(Pages as source code)
· · · · · · ·
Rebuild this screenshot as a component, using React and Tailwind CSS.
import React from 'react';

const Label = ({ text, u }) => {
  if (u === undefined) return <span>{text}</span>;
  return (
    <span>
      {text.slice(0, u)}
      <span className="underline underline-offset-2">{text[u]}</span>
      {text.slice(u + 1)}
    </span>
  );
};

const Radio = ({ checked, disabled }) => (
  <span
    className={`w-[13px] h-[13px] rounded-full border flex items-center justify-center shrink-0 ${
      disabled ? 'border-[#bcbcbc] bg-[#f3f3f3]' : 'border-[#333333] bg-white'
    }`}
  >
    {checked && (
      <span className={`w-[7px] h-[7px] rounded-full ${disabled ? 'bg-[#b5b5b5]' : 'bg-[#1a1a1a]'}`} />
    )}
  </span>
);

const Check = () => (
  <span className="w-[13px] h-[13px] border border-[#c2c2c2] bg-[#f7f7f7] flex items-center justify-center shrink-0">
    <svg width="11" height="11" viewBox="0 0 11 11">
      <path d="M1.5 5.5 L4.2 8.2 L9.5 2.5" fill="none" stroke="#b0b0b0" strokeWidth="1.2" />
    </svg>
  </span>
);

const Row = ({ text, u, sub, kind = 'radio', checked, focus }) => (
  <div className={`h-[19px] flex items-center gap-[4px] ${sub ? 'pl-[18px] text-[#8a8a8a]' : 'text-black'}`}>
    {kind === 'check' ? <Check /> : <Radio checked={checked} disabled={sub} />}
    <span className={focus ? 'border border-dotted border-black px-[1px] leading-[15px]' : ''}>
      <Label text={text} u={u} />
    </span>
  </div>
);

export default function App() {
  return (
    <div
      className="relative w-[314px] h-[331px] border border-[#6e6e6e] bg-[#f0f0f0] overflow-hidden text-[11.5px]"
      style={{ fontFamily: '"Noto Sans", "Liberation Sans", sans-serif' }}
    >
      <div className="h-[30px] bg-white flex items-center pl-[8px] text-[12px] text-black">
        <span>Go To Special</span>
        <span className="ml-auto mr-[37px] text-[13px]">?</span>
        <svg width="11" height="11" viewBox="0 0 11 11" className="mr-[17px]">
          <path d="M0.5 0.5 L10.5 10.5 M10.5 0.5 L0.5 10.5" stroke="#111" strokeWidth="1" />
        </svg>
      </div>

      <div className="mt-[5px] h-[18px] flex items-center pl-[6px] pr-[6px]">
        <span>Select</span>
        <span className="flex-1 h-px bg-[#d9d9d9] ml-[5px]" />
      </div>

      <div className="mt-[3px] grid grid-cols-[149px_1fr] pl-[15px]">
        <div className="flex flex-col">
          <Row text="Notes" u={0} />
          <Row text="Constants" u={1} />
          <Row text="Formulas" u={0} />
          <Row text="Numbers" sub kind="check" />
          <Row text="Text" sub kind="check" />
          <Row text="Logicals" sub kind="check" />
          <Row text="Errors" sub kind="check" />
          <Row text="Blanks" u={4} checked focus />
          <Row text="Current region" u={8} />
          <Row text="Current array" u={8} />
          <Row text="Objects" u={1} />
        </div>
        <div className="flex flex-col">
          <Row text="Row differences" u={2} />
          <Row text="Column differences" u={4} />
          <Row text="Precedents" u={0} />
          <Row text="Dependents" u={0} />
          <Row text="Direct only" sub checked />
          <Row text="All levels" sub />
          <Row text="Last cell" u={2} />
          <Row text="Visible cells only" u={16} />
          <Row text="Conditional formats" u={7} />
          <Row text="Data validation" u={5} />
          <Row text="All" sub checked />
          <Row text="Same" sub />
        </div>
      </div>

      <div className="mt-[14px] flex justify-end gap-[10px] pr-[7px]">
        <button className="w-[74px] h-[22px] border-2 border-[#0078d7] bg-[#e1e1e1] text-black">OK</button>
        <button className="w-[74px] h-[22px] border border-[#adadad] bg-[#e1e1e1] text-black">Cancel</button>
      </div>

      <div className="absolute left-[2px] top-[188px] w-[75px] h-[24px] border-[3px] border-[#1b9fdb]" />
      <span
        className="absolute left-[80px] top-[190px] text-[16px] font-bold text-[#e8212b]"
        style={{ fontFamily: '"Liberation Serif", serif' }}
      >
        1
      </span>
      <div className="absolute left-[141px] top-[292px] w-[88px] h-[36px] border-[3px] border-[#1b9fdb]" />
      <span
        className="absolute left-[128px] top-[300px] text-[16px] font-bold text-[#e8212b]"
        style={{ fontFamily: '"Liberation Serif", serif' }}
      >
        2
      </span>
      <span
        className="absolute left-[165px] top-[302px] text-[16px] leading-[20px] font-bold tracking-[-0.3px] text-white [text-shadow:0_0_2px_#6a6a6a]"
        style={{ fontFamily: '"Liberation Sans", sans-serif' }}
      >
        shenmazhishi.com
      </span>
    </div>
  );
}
· · · · · · ·
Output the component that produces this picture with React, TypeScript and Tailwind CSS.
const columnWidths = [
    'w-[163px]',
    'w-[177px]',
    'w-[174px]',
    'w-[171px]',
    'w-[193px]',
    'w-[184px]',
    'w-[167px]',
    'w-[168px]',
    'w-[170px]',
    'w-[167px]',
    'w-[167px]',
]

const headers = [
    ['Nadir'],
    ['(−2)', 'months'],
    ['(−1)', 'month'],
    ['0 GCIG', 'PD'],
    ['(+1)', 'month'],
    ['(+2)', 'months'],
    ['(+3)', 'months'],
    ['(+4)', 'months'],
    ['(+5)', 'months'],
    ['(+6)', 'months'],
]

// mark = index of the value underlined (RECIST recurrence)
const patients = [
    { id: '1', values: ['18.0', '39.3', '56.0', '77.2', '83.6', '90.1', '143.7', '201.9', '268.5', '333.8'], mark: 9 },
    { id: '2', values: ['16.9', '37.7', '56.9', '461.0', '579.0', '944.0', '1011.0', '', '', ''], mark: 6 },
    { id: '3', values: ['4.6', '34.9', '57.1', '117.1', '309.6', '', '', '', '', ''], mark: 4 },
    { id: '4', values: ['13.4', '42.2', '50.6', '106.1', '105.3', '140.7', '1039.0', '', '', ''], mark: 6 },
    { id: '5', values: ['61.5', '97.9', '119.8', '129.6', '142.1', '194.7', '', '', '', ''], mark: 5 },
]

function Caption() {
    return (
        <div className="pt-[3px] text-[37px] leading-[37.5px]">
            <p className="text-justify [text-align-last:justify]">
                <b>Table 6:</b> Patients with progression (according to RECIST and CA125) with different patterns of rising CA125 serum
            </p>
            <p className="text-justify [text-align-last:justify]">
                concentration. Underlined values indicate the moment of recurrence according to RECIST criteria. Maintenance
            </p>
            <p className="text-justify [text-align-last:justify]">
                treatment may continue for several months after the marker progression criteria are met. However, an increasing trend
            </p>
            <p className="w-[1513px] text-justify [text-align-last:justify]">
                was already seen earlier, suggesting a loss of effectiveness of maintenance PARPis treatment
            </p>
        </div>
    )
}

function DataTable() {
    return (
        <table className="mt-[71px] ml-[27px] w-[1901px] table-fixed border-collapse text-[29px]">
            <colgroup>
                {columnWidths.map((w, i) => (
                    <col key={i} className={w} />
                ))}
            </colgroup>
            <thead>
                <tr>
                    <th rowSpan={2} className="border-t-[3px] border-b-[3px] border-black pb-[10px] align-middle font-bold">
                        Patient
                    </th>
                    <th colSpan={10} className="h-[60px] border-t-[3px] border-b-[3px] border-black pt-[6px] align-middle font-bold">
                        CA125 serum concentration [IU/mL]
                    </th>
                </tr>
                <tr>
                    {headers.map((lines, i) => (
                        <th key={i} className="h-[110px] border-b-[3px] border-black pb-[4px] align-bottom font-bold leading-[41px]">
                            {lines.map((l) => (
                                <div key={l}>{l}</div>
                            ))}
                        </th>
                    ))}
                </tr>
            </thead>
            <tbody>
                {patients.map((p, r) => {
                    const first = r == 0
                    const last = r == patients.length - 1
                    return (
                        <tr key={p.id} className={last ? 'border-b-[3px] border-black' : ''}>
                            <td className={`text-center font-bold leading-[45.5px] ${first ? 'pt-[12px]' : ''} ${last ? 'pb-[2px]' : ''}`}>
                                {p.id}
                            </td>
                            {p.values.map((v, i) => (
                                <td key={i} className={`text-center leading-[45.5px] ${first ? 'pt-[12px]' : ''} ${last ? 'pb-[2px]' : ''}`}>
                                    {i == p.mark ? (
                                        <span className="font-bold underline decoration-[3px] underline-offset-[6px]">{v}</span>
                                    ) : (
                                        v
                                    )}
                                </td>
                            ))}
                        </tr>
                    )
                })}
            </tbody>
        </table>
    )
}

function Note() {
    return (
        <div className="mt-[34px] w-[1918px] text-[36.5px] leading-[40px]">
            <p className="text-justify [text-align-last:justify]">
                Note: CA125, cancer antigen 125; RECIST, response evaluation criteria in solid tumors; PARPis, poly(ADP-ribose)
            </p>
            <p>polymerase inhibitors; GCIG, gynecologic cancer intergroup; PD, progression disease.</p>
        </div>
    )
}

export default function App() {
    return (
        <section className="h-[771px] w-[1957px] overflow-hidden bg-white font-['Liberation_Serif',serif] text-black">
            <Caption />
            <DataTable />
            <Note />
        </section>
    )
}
· · · · · · ·
- **Do this**
Reproduce word for word the material above, beginning with the line that contains "Rebuild this screenshot" and ending with the line that contains "import React from 'react';".

- **Full response**
Rebuild this screenshot as a component, using React and Tailwind CSS.
import React from 'react';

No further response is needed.